**EXERCISE INSTRUCTIONS**
Determine how many lines of the records include "this", and answer with the number alone.

--- STORED DATA ---

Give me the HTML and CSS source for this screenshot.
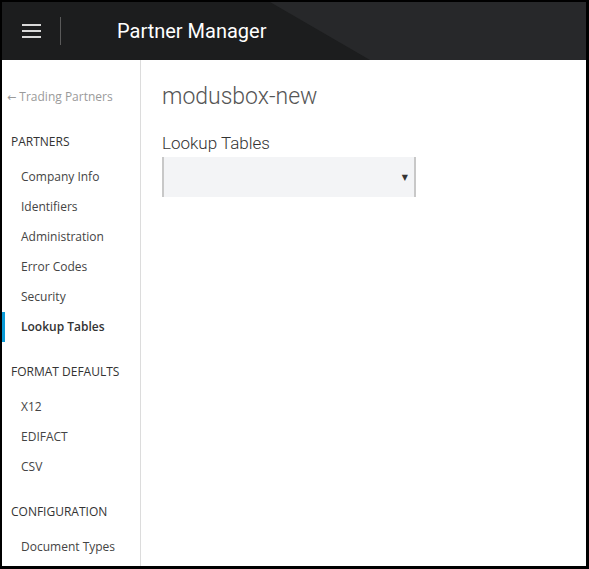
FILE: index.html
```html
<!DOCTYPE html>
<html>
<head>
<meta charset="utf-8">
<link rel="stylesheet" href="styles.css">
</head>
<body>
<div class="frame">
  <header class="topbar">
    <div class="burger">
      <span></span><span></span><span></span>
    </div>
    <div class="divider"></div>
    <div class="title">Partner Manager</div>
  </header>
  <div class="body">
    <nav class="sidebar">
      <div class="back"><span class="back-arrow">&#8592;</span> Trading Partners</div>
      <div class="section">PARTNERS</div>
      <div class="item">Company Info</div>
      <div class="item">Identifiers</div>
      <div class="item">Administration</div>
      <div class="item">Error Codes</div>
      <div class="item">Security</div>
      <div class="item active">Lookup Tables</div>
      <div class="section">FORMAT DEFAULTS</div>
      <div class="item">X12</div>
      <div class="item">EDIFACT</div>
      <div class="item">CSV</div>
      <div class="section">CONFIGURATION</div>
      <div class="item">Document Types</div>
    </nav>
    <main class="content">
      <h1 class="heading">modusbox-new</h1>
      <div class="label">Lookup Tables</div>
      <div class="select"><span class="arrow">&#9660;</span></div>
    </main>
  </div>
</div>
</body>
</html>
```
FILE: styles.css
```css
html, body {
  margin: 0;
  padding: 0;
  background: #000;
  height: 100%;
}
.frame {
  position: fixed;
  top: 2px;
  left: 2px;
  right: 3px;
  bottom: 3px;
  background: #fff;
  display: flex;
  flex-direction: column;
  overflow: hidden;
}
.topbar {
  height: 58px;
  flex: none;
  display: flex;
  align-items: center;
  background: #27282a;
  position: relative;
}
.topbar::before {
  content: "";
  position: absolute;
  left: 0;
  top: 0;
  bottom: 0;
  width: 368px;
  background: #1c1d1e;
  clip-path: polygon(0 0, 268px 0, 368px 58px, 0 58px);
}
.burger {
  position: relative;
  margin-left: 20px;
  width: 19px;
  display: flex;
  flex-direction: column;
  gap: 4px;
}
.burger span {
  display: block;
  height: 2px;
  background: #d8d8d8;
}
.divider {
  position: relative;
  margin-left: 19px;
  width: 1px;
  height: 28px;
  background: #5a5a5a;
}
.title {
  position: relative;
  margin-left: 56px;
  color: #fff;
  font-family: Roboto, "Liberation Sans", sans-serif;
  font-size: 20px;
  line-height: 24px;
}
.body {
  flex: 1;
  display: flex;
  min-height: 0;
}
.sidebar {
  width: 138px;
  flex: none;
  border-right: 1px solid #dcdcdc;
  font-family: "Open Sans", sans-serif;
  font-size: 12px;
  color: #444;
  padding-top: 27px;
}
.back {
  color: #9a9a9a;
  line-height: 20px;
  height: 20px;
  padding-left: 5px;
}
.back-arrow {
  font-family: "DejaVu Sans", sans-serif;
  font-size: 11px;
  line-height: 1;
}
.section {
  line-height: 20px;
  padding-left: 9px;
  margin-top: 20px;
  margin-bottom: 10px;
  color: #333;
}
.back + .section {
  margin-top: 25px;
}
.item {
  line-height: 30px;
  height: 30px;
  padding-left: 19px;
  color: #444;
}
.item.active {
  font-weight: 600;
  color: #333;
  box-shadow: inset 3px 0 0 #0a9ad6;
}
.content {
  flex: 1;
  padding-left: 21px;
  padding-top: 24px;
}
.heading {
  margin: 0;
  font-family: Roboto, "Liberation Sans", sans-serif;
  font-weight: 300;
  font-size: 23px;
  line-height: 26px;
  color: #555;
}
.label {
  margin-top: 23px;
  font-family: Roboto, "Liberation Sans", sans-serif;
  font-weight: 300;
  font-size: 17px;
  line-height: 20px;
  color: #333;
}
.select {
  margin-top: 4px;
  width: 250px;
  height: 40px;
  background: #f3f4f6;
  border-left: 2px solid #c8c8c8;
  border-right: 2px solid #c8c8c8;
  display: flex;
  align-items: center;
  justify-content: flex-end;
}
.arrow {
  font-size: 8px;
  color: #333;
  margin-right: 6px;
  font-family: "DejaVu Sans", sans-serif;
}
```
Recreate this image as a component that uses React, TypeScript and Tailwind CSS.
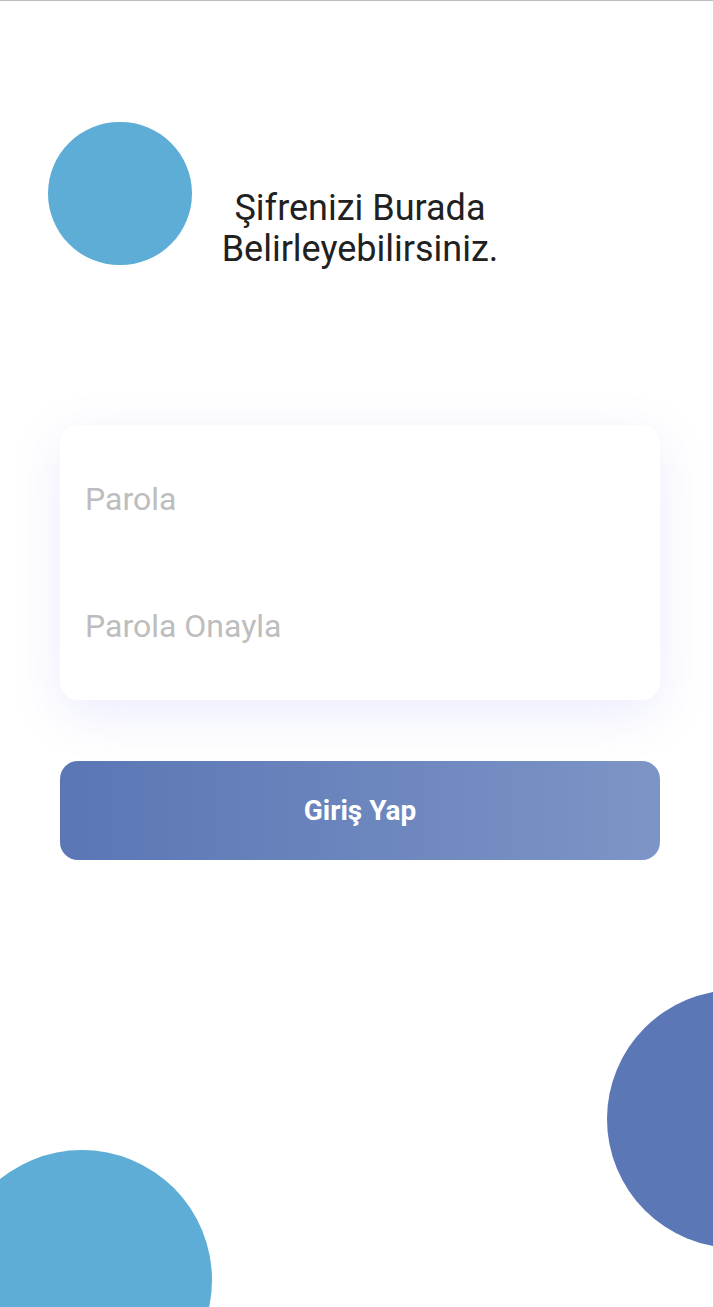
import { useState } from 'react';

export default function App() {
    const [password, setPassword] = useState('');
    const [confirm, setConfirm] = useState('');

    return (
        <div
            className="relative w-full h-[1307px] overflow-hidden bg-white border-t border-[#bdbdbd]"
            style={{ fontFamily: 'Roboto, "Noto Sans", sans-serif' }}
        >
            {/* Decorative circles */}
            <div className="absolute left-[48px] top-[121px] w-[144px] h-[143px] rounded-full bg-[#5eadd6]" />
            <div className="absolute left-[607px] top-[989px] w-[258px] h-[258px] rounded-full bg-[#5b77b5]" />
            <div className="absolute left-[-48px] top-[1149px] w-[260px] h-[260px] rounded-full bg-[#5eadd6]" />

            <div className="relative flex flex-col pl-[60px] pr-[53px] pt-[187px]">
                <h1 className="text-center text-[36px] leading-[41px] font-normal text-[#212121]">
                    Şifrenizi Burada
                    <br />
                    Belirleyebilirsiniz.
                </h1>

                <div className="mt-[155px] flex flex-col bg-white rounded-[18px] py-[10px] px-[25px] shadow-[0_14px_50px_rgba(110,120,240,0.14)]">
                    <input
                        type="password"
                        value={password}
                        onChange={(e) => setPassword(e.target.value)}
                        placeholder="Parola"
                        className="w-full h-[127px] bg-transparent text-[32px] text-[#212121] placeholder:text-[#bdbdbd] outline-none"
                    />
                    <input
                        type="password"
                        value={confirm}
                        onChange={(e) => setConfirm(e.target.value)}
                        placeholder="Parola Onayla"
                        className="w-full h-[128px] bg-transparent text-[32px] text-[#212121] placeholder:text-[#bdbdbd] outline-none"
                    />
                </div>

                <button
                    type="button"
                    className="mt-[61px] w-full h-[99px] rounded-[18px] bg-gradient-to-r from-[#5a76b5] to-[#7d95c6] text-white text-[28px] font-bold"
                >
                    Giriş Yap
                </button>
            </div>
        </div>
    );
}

---
--- STORED DATA ---

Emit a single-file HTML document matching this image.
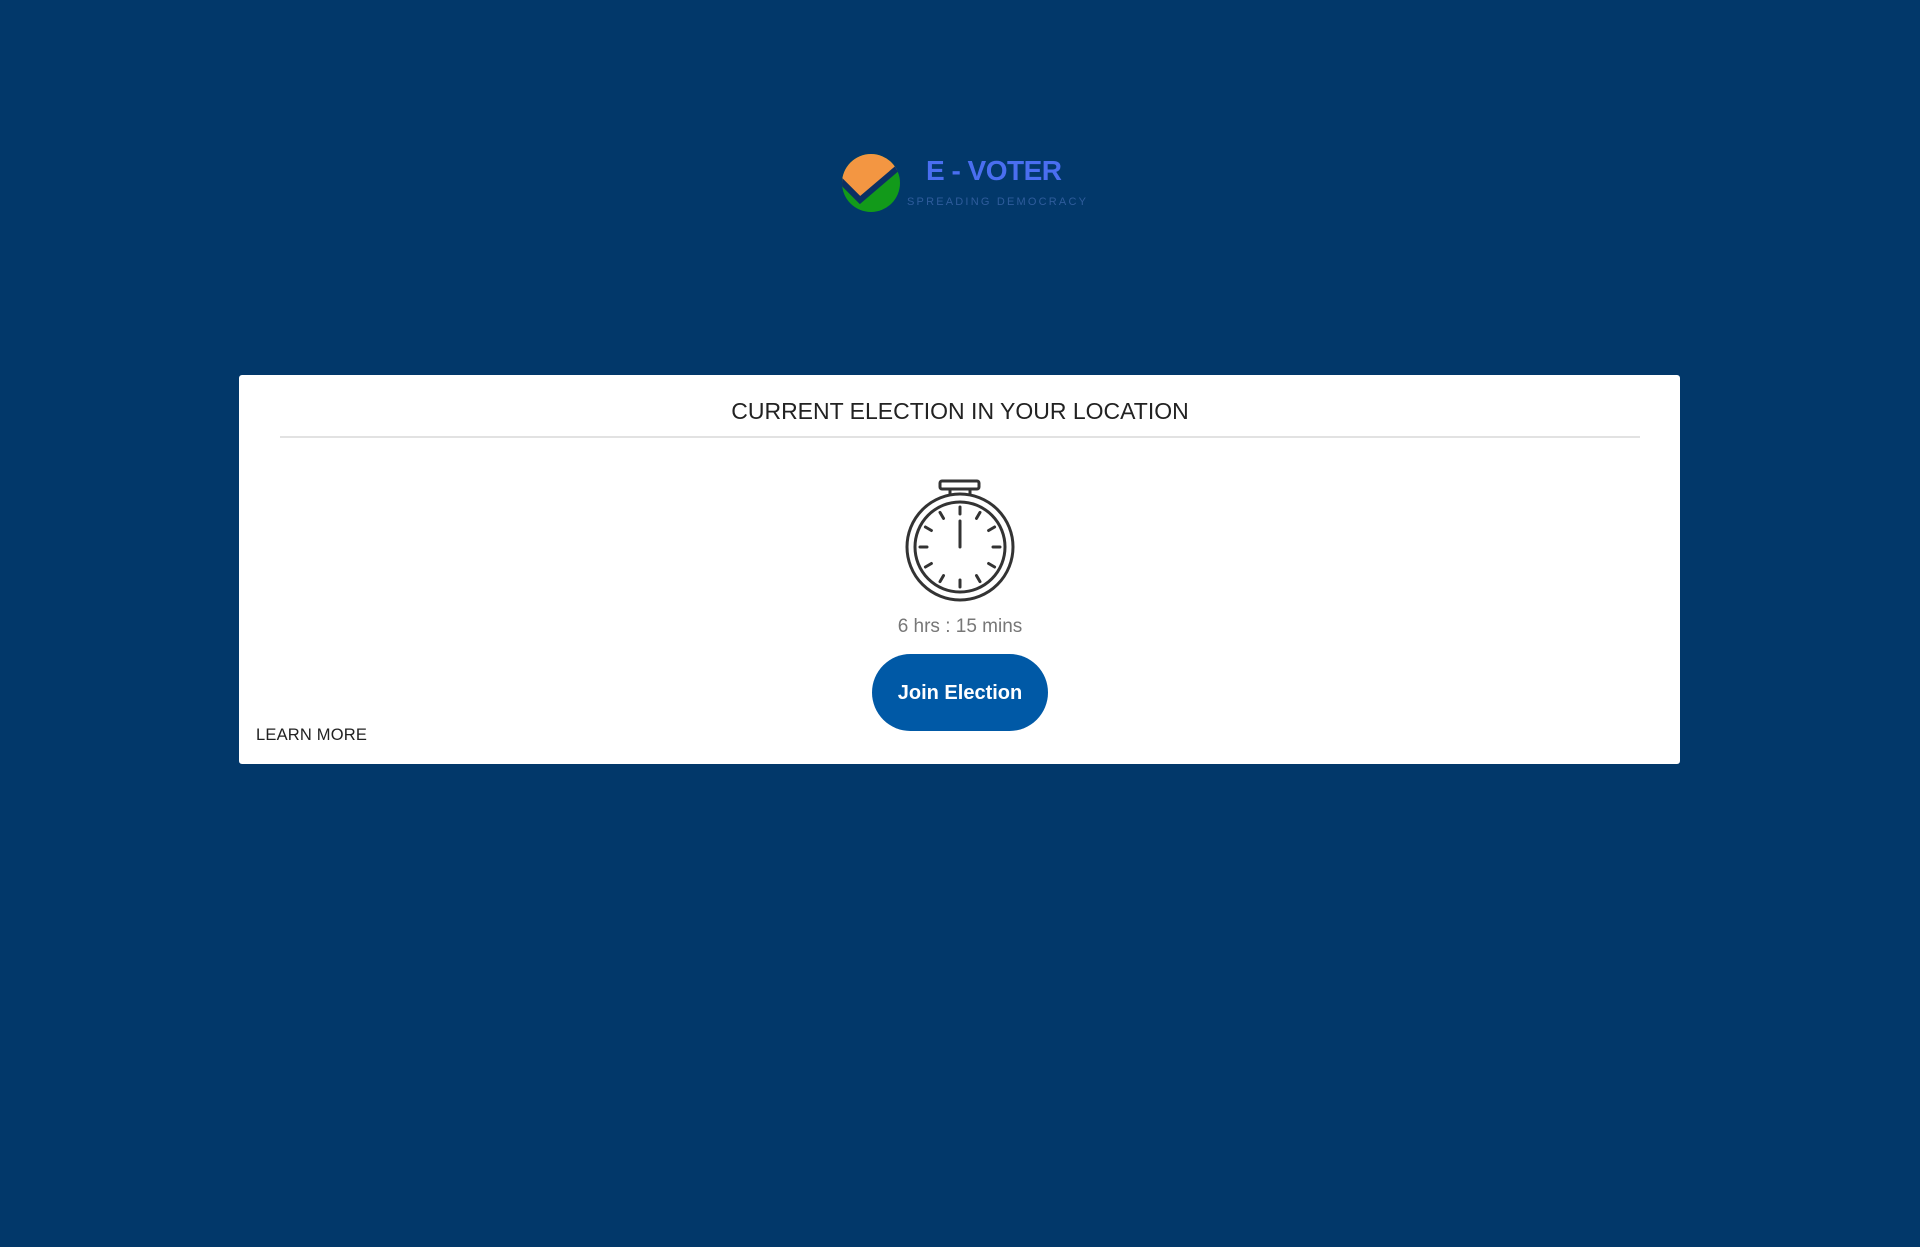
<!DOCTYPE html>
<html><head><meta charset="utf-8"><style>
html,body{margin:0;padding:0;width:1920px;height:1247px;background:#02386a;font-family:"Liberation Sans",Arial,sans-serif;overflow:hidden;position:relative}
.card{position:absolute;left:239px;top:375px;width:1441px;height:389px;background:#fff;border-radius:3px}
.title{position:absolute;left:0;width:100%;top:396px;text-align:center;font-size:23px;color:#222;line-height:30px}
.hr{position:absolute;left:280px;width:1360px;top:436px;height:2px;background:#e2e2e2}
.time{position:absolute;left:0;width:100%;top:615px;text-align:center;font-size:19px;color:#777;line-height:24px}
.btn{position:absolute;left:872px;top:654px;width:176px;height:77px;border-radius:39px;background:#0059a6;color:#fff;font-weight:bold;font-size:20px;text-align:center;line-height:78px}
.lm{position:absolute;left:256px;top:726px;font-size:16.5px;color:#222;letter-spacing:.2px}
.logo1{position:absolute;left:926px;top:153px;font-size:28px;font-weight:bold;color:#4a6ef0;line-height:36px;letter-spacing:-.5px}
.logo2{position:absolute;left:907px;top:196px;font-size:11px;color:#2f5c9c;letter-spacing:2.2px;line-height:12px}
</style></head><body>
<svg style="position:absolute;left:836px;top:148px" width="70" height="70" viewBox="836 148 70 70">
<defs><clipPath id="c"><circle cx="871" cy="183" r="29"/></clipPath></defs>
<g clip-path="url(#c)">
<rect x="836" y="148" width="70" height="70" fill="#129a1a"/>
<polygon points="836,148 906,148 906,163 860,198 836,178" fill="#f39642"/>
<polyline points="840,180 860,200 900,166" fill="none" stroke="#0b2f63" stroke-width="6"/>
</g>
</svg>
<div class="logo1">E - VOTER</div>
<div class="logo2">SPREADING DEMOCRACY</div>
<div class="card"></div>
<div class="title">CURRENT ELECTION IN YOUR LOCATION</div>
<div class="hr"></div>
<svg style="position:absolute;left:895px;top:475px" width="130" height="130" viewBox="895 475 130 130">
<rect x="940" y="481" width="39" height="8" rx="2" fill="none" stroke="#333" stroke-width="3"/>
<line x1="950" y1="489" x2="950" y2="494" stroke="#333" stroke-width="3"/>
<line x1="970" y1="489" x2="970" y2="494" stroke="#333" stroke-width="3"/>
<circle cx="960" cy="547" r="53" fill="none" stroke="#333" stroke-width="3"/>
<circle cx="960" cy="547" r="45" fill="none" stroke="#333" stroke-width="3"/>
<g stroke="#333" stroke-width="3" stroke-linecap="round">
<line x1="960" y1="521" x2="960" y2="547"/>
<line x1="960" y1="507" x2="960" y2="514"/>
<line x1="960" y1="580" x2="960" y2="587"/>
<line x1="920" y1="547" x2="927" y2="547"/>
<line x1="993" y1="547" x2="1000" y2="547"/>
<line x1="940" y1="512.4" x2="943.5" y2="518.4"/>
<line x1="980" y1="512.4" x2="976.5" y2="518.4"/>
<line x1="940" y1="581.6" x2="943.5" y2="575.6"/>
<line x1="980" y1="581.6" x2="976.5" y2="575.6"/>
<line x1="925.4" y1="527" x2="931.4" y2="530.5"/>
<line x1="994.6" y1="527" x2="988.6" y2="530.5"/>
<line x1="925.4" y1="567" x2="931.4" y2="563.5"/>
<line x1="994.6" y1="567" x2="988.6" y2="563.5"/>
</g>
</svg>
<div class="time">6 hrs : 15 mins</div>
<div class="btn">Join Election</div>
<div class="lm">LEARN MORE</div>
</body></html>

---

**FINAL RESULT**
3